The GBP/USD pair is seen moving back and forth in a 30-pips narrow range, as the bears consolidate sharp losses incurred on the back of hawkish Fed Yellen’s testimony before the Senate Banking Committee. Yellen noted that it would be appropriate to hike rates in the upcoming months and that every meeting is a ‘live’ one.
The dollar is expected to gain in strength more and more during the course of this week. The reason for the dollar strength to return has been the focus shift of the markets from Trump towards the Fed.

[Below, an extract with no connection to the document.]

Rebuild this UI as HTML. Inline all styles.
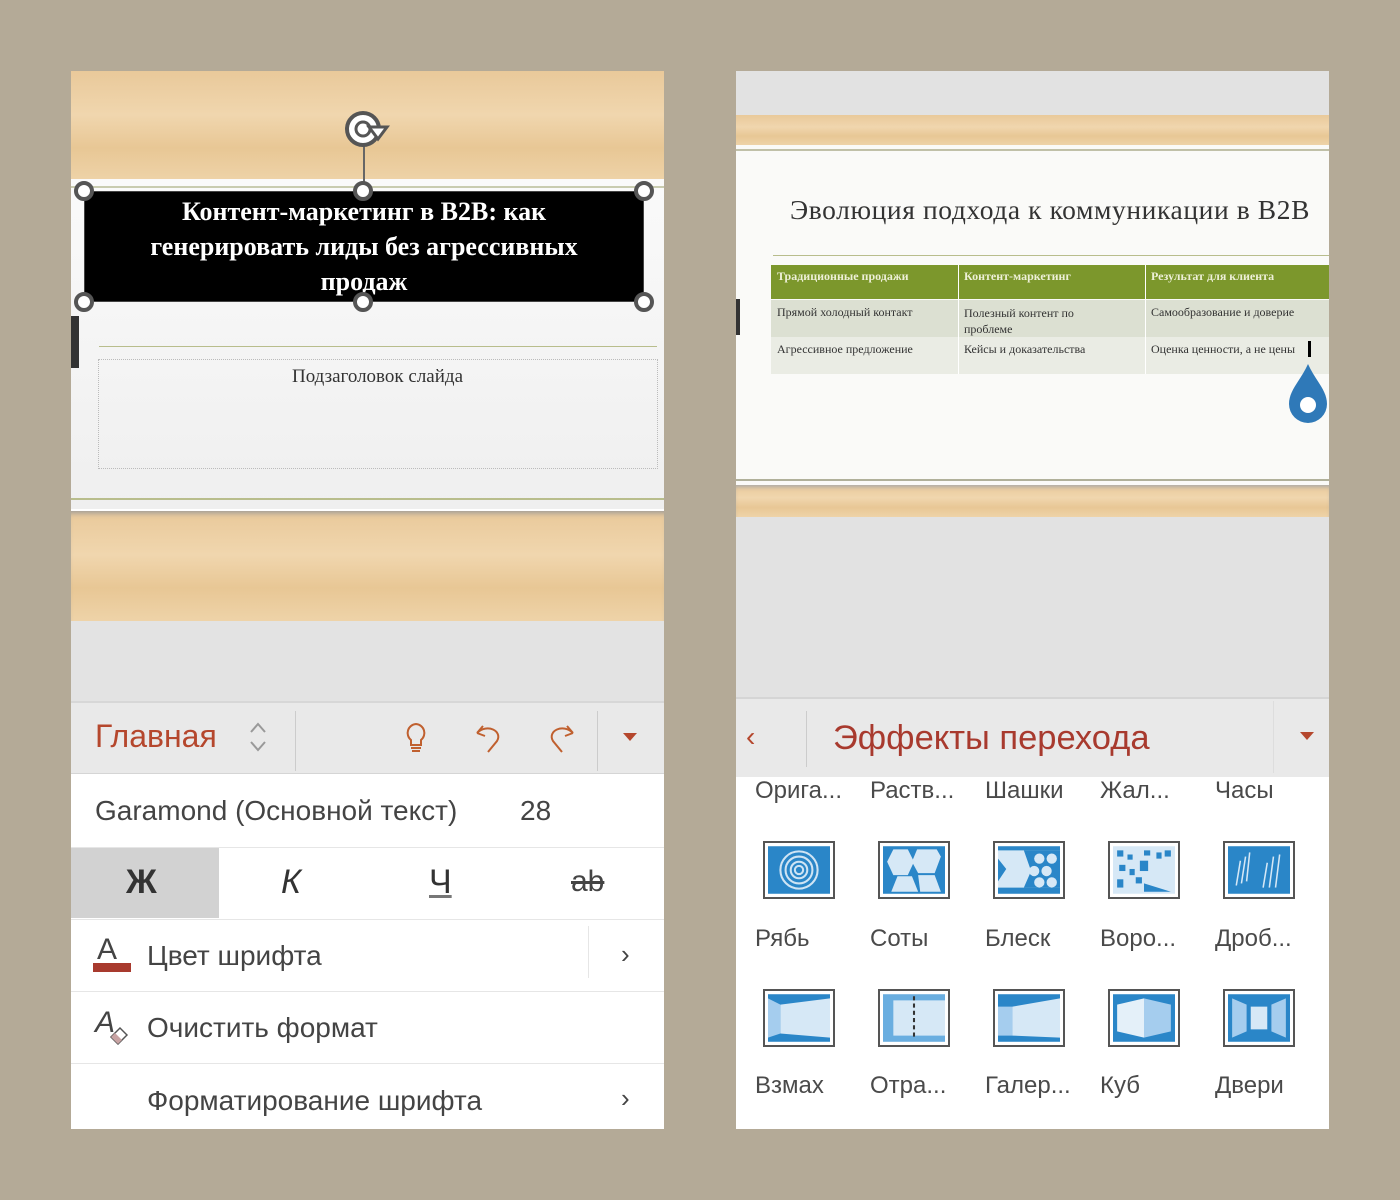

In fact, we had expected the markets to focus on the Fed and hence be dollar bullish much earlier but ever since the beginning of the year, the market had been so obsessed with Trump and his policies that it had failed to notice the more important aspect of a strengthening US economy and the rate hikes that were proposed.
GBP/USD Levels to consider
At, 1.2457, the upside barriers are lined up at 1.2483/96 (5-DMA), 1.2528 (20-DMA) and 1.2550 (round figure). While supports are aligned at 1.2417 (100-DMA) and 1.2400 (zero figure) and below that at 1.2379 (50-DMA).
Upcoming Economic Events
Looking ahead to today, we have a host of data from the UK and the US which should keep the traders busy. We have the average earnings and claimant count change data from the UK and the CPI and Retail sales data from the US. We also have part 2 of the Yellen Testimony which should cause a lot of volatility in the markets.